I have to catch my bus, but I´ll return to that question anon.
onsdag 14. november 2001 04:45 Consider that question v v the important influence of the art of Japan upon that of The West since the 1800s. The matter of the invaded (i e, outvaded) frame v v the chinese example of balance between heaven and earth (circle and square). Edvard Munch struggles against the frame´s confining struggles to contain his composition. Kurosawa is marvellous as altho accepting the frame, not succumbing to it, and eventually, in some films crushing it entirely, so to speak.

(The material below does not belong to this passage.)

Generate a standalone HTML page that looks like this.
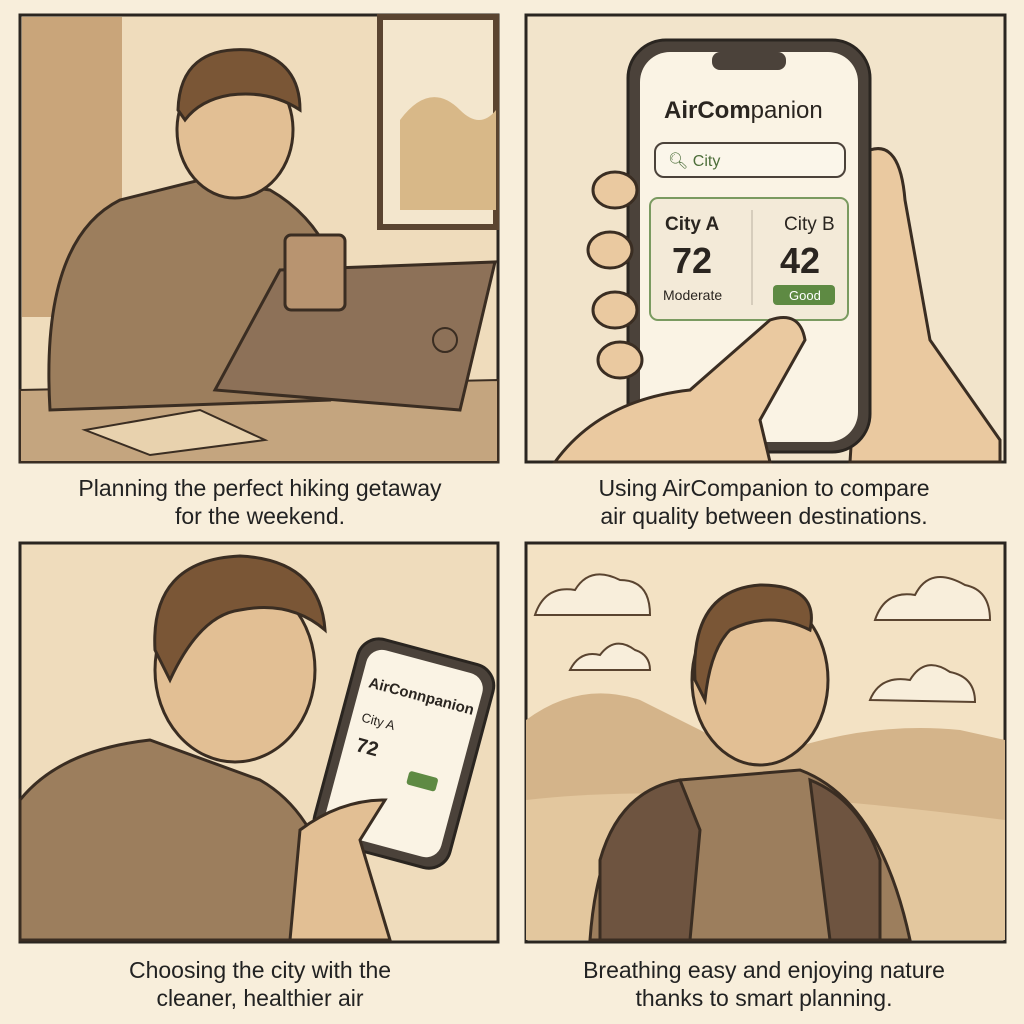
<!DOCTYPE html>
<html><head><meta charset="utf-8"><style>
body{margin:0;background:#f8eedb;width:1024px;height:1024px;overflow:hidden;font-family:"Liberation Sans",sans-serif}
.cap{position:absolute;width:500px;text-align:center;font-size:23px;line-height:28px;color:#222}
</style></head><body>
<svg width="1024" height="1024" style="position:absolute;left:0;top:0" font-family="Liberation Sans, sans-serif">
<!-- Panel 1 -->
<rect x="20" y="15" width="478" height="447" fill="#efdcbc" stroke="#2a2520" stroke-width="3"/>
<rect x="22" y="17" width="100" height="300" fill="#c9a57a"/>
<rect x="380" y="17" width="116" height="210" fill="#f3e6cd" stroke="#5a4430" stroke-width="6"/>
<path d="M400 120 q30 -40 60 -10 q20 20 36 0 v100 h-96z" fill="#d8b888"/>
<path d="M20 430 L20 390 L498 380 L498 462 L20 462z" fill="#c4a57f" stroke="#3a2d22" stroke-width="2"/>
<path d="M50 410 Q40 240 120 200 L200 180 L270 190 Q340 230 350 330 L330 400 Z" fill="#9c7e5d" stroke="#3a2d22" stroke-width="3"/>
<ellipse cx="235" cy="130" rx="58" ry="68" fill="#e2bf94" stroke="#3a2d22" stroke-width="3"/>
<path d="M178 110 Q180 45 250 50 Q300 60 300 110 Q270 90 230 95 Q200 100 185 120z" fill="#7a5636" stroke="#3a2d22" stroke-width="3"/>
<path d="M215 390 L280 270 L495 262 L460 410z" fill="#8d7158" stroke="#3a2d22" stroke-width="3"/>
<circle cx="445" cy="340" r="12" fill="none" stroke="#3a2d22" stroke-width="2"/>
<rect x="285" y="235" width="60" height="75" rx="6" fill="#b89470" stroke="#3a2d22" stroke-width="3"/>
<path d="M85 430 L200 410 L265 440 L150 455z" fill="#e8d2ae" stroke="#3a2d22" stroke-width="2"/>
<!-- Panel 2 -->
<rect x="526" y="15" width="479" height="447" fill="#f2e4cb" stroke="#2a2520" stroke-width="3"/>
<path d="M870 150 Q900 140 905 200 L930 340 L1000 440 L1000 462 L850 462 L870 150z" fill="#eac9a0" stroke="#3a2d22" stroke-width="3"/>
<rect x="628" y="40" width="242" height="412" rx="38" fill="#4b423a" stroke="#2a2520" stroke-width="3"/>
<rect x="640" y="52" width="218" height="390" rx="30" fill="#faf3e4"/>
<rect x="712" y="52" width="74" height="18" rx="8" fill="#4b423a"/>
<text x="664" y="118" font-size="24" fill="#2a2520" font-weight="bold">AirCom<tspan font-weight="normal">panion</tspan></text>
<rect x="655" y="143" width="190" height="34" rx="9" fill="#fbf6ea" stroke="#4b423a" stroke-width="2"/>
<text x="668" y="166" font-size="16" fill="#4d6e3a">🔍︎ City</text>
<rect x="650" y="198" width="198" height="122" rx="8" fill="#f3ead8" stroke="#7a9a60" stroke-width="2"/>
<line x1="752" y1="210" x2="752" y2="305" stroke="#b8b0a0" stroke-width="1"/>
<text x="665" y="230" font-size="19" font-weight="bold" fill="#2a2520">City A</text>
<text x="672" y="273" font-size="36" font-weight="bold" fill="#2a2520">72</text>
<text x="663" y="300" font-size="14" fill="#2a2520">Moderate</text>
<text x="784" y="230" font-size="19" fill="#2a2520">City B</text>
<text x="780" y="273" font-size="36" font-weight="bold" fill="#2a2520">42</text>
<rect x="773" y="285" width="62" height="20" rx="4" fill="#5e8a43"/>
<text x="789" y="300" font-size="13" fill="#fff">Good</text>
<path d="M555 462 Q600 400 690 390 L770 320 Q800 310 805 340 L760 420 L770 462z" fill="#eac9a0" stroke="#3a2d22" stroke-width="3"/>
<g fill="#eac9a0" stroke="#3a2d22" stroke-width="3"><ellipse cx="615" cy="190" rx="22" ry="18"/><ellipse cx="610" cy="250" rx="22" ry="18"/><ellipse cx="615" cy="310" rx="22" ry="18"/><ellipse cx="620" cy="360" rx="22" ry="18"/></g>
<!-- Panel 3 -->
<rect x="20" y="543" width="478" height="399" fill="#efdcbc" stroke="#2a2520" stroke-width="3"/>
<path d="M20 800 Q60 750 150 740 L260 780 Q330 820 340 940 L20 940z" fill="#9c7e5d" stroke="#3a2d22" stroke-width="3"/>
<ellipse cx="235" cy="670" rx="80" ry="92" fill="#e2bf94" stroke="#3a2d22" stroke-width="3"/>
<path d="M155 650 Q150 560 240 556 Q320 560 325 630 Q290 600 240 610 Q200 615 170 680z" fill="#7a5636" stroke="#3a2d22" stroke-width="3"/>
<g transform="rotate(15 410 750)"><rect x="335" y="650" width="140" height="210" rx="22" fill="#4b423a" stroke="#2a2520" stroke-width="3"/>
<rect x="345" y="660" width="120" height="190" rx="16" fill="#faf3e4"/>
<text x="353" y="700" font-size="15" font-weight="bold" fill="#2a2520">AirConnpanion</text>
<text x="355" y="735" font-size="13" fill="#2a2520">City A</text>
<text x="357" y="765" font-size="20" font-weight="bold" fill="#2a2520">72</text>
<rect x="415" y="770" width="30" height="14" rx="3" fill="#5e8a43"/></g>
<path d="M290 940 L300 830 Q340 800 385 800 L360 840 L390 940z" fill="#e2bf94" stroke="#3a2d22" stroke-width="3"/>
<!-- Panel 4 -->
<rect x="526" y="543" width="479" height="399" fill="#f3e2c4" stroke="#2a2520" stroke-width="3"/>
<path d="M526 720 Q580 680 640 700 L760 760 Q860 720 960 730 L1005 740 L1005 940 L526 940z" fill="#d4b48a"/>
<path d="M526 800 Q700 780 1005 820 L1005 940 L526 940z" fill="#e3c79e"/>
<g fill="#f8eedb" stroke="#5a4430" stroke-width="2"><path d="M535 615 q10-30 40-25 q15-25 45-10 q30 0 30 35z"/><path d="M875 620 q10-30 40-25 q15-30 50-10 q25 5 25 35z"/><path d="M870 700 q10-25 40-20 q15-25 40-8 q25 5 25 30z"/><path d="M570 670 q10-20 30-15 q15-20 35-5 q15 5 15 20z"/></g>
<path d="M590 940 Q600 800 680 780 L800 770 Q880 800 910 940z" fill="#9c7e5d" stroke="#3a2d22" stroke-width="3"/>
<ellipse cx="760" cy="680" rx="68" ry="85" fill="#e2bf94" stroke="#3a2d22" stroke-width="3"/>
<path d="M695 680 Q690 590 760 585 Q820 585 810 630 Q770 610 730 630 Q710 650 705 700z" fill="#7a5636" stroke="#3a2d22" stroke-width="3"/>
<path d="M600 860 Q620 790 680 780 L700 830 L690 940 L600 940z" fill="#6e5440" stroke="#3a2d22" stroke-width="3"/>
<path d="M810 780 Q860 800 880 860 L880 940 L830 940z" fill="#6e5440" stroke="#3a2d22" stroke-width="3"/>
</svg>
<div class="cap" style="left:10px;top:474px">Planning the perfect hiking getaway<br>for the weekend.</div>
<div class="cap" style="left:514px;top:474px">Using AirCompanion to compare<br>air quality between destinations.</div>
<div class="cap" style="left:10px;top:956px">Choosing the city with the<br>cleaner, healthier air</div>
<div class="cap" style="left:514px;top:956px">Breathing easy and enjoying nature<br>thanks to smart planning.</div>
</body></html>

lørdag 17. november 2001 05:13 In the old days people asked do you want to be a movie star or an actor? --- but now, with tv series based on a personality, the question changes.
22:21 In vintage Disney short cartoon films, i notice a dominant pattern of in/out, important to understanding him, and interesting esthetically re my theory of Relationship, with pattern, form, movement, life. Of course one can refer Disney´s in/out pattern to sexual symbolism. But sexual patterns themselves are at one with patterns basic to all life itself. Indeed, Freud is soiology in so far as he is a fly trapped in the amber called Victorianism (but which in Freud´s case, would more accurately be called Krafft-Ebingism). It is not that some patterns (e g chair legs) resemble phalluses, but that phalluses resemble cylinders (human beings are still struggling to learn the number 3)(i e here, as reference to third position by two entities so related).
søndag 18. november 2001 05:14 Terrible promo on Turner old film tv channel recently (and doubtless old): “He proved that he was a real man --- a man who could cry for a child, but was fast with his fists, and even faster with ladies...” (Clark Gable) Altho I reject violent opposition to Western society, some aspects are truly regrettable.
10:01 We should now have the Kurosawa film “The Bad Sleep Well” widely distributed and broadcast.
onsdag 16. januar 2002 21:49 I would like to make reasonable versions of films that have collapsed toward the end due to unreasonable action: it is disapointing to be watching a movie that is doing quite well, only to see it fall apart because the writers lacked the wit to develop the plot solidly.
Again i emphasize that Lana Turner is by far the greatest film actress of all time.